Oppure chi ha venduto una cosa non può sottrarsi alla responsabilità per i difetti o i vizi che essa ha, argomentando con la mancanza di conoscenza della disciplina legislativa contenuta nell’articolo 1490 del Codice civile.

Del tutto diversa è, invece, l’ipotesi in cui una persona conclude un contratto in base ad un’erronea valutazione di una situazione giuridica (ritenendo erroneamente ad esempio che si possa costruire su un suolo che ha appena acquistato dove in realtà vige un divieto di costruzione).

In questo caso, il nostro Codice civile attribuisce una certa rilevanza al cosiddetto errore di diritto consentendo a chi è caduto in errore di chiedere l’annullamento del contratto, sottraendosi così agli effetti giuridici vincolanti nascenti dal contratto appena concluso. Qui l’ignoranza sull’esistenza di una legge acquisisce una certa rilevanza perché pregiudica la corretta formazione della volontà di uno dei contraenti. In termini giuridici, si dice che in questo caso l’errore di diritto costituisce un vizio della volontà (come l’errore sulle qualità essenziali della cosa acquistata, il dolo o la violenza).

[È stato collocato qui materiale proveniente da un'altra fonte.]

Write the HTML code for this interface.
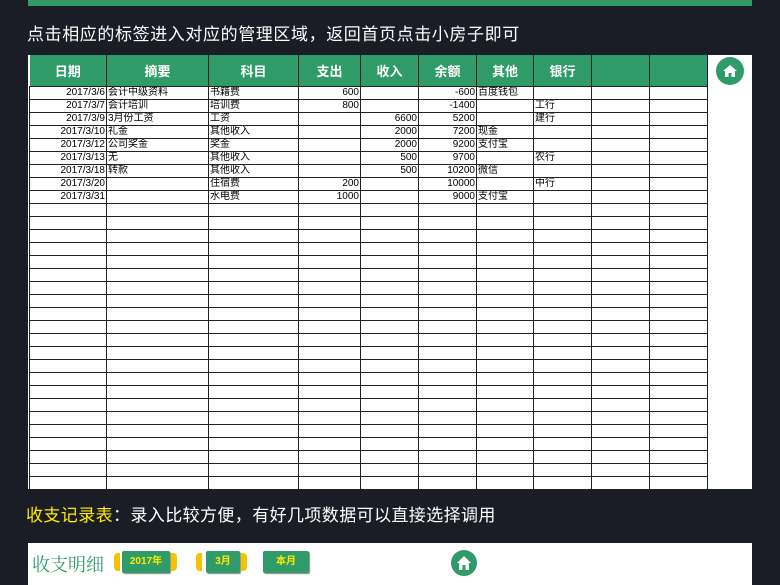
<!DOCTYPE html>
<html><head><meta charset="utf-8"><style>
*{margin:0;padding:0;box-sizing:border-box}
body{width:780px;height:585px;overflow:hidden;background:#1b1d26;font-family:"Liberation Sans","Noto Sans CJK SC",sans-serif;position:relative}
.topbar{position:absolute;left:28px;top:0;width:724px;height:6px;background:#2f9b68}
.title{position:absolute;left:27px;top:20px;color:#fff;font-size:17px;letter-spacing:0.6px}
.panel{position:absolute;left:28px;top:55px;width:724px;height:434px;background:#fff}
table{position:absolute;left:1px;top:0;border-collapse:collapse;table-layout:fixed}
th{background:#2f9b68;color:#fff;font-size:13px;height:31px;border-right:1px solid #222;font-weight:bold}
tr.d td{height:13px}
td{border:1px solid #222;font-size:10px;line-height:11px;padding:0 1px;white-space:nowrap;overflow:hidden;font-family:"Liberation Sans","Noto Sans CJK SC",sans-serif}
td.r{text-align:right}
.home{position:absolute;left:716px;top:57px;width:28px;height:28px}
.sub{position:absolute;left:26px;top:501px;font-size:17px;color:#fff;letter-spacing:0.4px}
.sub b{color:#ffeb00;font-weight:normal}
.p2{position:absolute;left:28px;top:543px;width:724px;height:42px;background:#fff}
.mx{position:absolute;left:4px;top:8px;color:#2f9b68;font-size:18px;font-family:"Noto Serif CJK SC",serif}
.btn{position:absolute;top:8px;height:22px;background:#2f9b68;color:#ffeb00;font-size:10px;font-weight:bold;text-align:center;line-height:22px;border-radius:2px;box-shadow:1px 1px 1px #888}
.arr{position:absolute;top:10px;width:6px;height:18px;background:#f5c400}
</style></head><body>
<div class="topbar"></div>
<div class="title">点击相应的标签进入对应的管理区域，返回首页点击小房子即可</div>
<div class="panel">
<table>
<colgroup><col style="width:77px"><col style="width:102px"><col style="width:90px"><col style="width:62px"><col style="width:58px"><col style="width:58px"><col style="width:57px"><col style="width:58px"><col style="width:58px"><col style="width:58px"></colgroup>
<tr><th>日期</th><th>摘要</th><th>科目</th><th>支出</th><th>收入</th><th>余额</th><th>其他</th><th>银行</th><th></th><th></th></tr>
<tr class="d"><td class="r">2017/3/6</td><td>会计中级资料</td><td>书籍费</td><td class="r">600</td><td></td><td class="r">-600</td><td>百度钱包</td><td></td><td></td><td></td></tr>
<tr class="d"><td class="r">2017/3/7</td><td>会计培训</td><td>培训费</td><td class="r">800</td><td></td><td class="r">-1400</td><td></td><td>工行</td><td></td><td></td></tr>
<tr class="d"><td class="r">2017/3/9</td><td>3月份工资</td><td>工资</td><td></td><td class="r">6600</td><td class="r">5200</td><td></td><td>建行</td><td></td><td></td></tr>
<tr class="d"><td class="r">2017/3/10</td><td>礼金</td><td>其他收入</td><td></td><td class="r">2000</td><td class="r">7200</td><td>现金</td><td></td><td></td><td></td></tr>
<tr class="d"><td class="r">2017/3/12</td><td>公司奖金</td><td>奖金</td><td></td><td class="r">2000</td><td class="r">9200</td><td>支付宝</td><td></td><td></td><td></td></tr>
<tr class="d"><td class="r">2017/3/13</td><td>无</td><td>其他收入</td><td></td><td class="r">500</td><td class="r">9700</td><td></td><td>农行</td><td></td><td></td></tr>
<tr class="d"><td class="r">2017/3/18</td><td>转款</td><td>其他收入</td><td></td><td class="r">500</td><td class="r">10200</td><td>微信</td><td></td><td></td><td></td></tr>
<tr class="d"><td class="r">2017/3/20</td><td></td><td>住宿费</td><td class="r">200</td><td></td><td class="r">10000</td><td></td><td>中行</td><td></td><td></td></tr>
<tr class="d"><td class="r">2017/3/31</td><td></td><td>水电费</td><td class="r">1000</td><td></td><td class="r">9000</td><td>支付宝</td><td></td><td></td><td></td></tr>
<tr class="d"><td></td><td></td><td></td><td></td><td></td><td></td><td></td><td></td><td></td><td></td></tr>
<tr class="d"><td></td><td></td><td></td><td></td><td></td><td></td><td></td><td></td><td></td><td></td></tr>
<tr class="d"><td></td><td></td><td></td><td></td><td></td><td></td><td></td><td></td><td></td><td></td></tr>
<tr class="d"><td></td><td></td><td></td><td></td><td></td><td></td><td></td><td></td><td></td><td></td></tr>
<tr class="d"><td></td><td></td><td></td><td></td><td></td><td></td><td></td><td></td><td></td><td></td></tr>
<tr class="d"><td></td><td></td><td></td><td></td><td></td><td></td><td></td><td></td><td></td><td></td></tr>
<tr class="d"><td></td><td></td><td></td><td></td><td></td><td></td><td></td><td></td><td></td><td></td></tr>
<tr class="d"><td></td><td></td><td></td><td></td><td></td><td></td><td></td><td></td><td></td><td></td></tr>
<tr class="d"><td></td><td></td><td></td><td></td><td></td><td></td><td></td><td></td><td></td><td></td></tr>
<tr class="d"><td></td><td></td><td></td><td></td><td></td><td></td><td></td><td></td><td></td><td></td></tr>
<tr class="d"><td></td><td></td><td></td><td></td><td></td><td></td><td></td><td></td><td></td><td></td></tr>
<tr class="d"><td></td><td></td><td></td><td></td><td></td><td></td><td></td><td></td><td></td><td></td></tr>
<tr class="d"><td></td><td></td><td></td><td></td><td></td><td></td><td></td><td></td><td></td><td></td></tr>
<tr class="d"><td></td><td></td><td></td><td></td><td></td><td></td><td></td><td></td><td></td><td></td></tr>
<tr class="d"><td></td><td></td><td></td><td></td><td></td><td></td><td></td><td></td><td></td><td></td></tr>
<tr class="d"><td></td><td></td><td></td><td></td><td></td><td></td><td></td><td></td><td></td><td></td></tr>
<tr class="d"><td></td><td></td><td></td><td></td><td></td><td></td><td></td><td></td><td></td><td></td></tr>
<tr class="d"><td></td><td></td><td></td><td></td><td></td><td></td><td></td><td></td><td></td><td></td></tr>
<tr class="d"><td></td><td></td><td></td><td></td><td></td><td></td><td></td><td></td><td></td><td></td></tr>
<tr class="d"><td></td><td></td><td></td><td></td><td></td><td></td><td></td><td></td><td></td><td></td></tr>
<tr class="d"><td></td><td></td><td></td><td></td><td></td><td></td><td></td><td></td><td></td><td></td></tr>
<tr class="d"><td></td><td></td><td></td><td></td><td></td><td></td><td></td><td></td><td></td><td></td></tr>
</table>
</div>
<svg class="home" viewBox="0 0 28 28"><circle cx="14" cy="14" r="14" fill="#2f9b68"/><path d="M7 14 L14 8 L21 14 L19 14 L19 20 L15.5 20 L15.5 16 L12.5 16 L12.5 20 L9 20 L9 14 Z" fill="#fff"/></svg>
<div class="sub"><b>收支记录表</b>：录入比较方便，有好几项数据可以直接选择调用</div>
<div class="p2">
<div class="mx">收支明细</div>
<div class="arr" style="left:86px;border-radius:4px 0 0 4px"></div>
<div class="btn" style="left:94px;width:48px">2017年</div>
<div class="arr" style="left:143px;border-radius:0 4px 4px 0"></div>
<div class="arr" style="left:168px;border-radius:4px 0 0 4px"></div>
<div class="btn" style="left:178px;width:34px">3月</div>
<div class="arr" style="left:213px;border-radius:0 4px 4px 0"></div>
<div class="btn" style="left:235px;width:46px">本月</div>
<svg style="position:absolute;left:422px;top:6px" width="28" height="28" viewBox="0 0 28 28"><circle cx="14" cy="14" r="13" fill="#2f9b68"/><path d="M7 14 L14 7 L21 14 L19 14 L19 21 L15.5 21 L15.5 16 L12.5 16 L12.5 21 L9 21 L9 14 Z" fill="#fff"/></svg>
</div>
</body></html>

In ogni caso, perché l’errore di diritto (come qualsiasi altro errore) possa giustificare una richiesta di annullamento del contratto è necessario che esso sia riconoscibile dall’altro contraente (in base all’articolo 1431 del Codice civile) e sia essenziale, ovvero quando sia stato la ragione unica o principale della conclusione del contratto (articolo 1429).

A prescindere dal campo giuridico in cui ci si muove, rimane comunque sempre valido il solito consiglio di informarsi adeguatamente prima di compiere ogni operazione importante, utilizzando non solo i siti internet specifici, ma anche rivolgendosi per un consiglio alle diverse associazioni di tutela.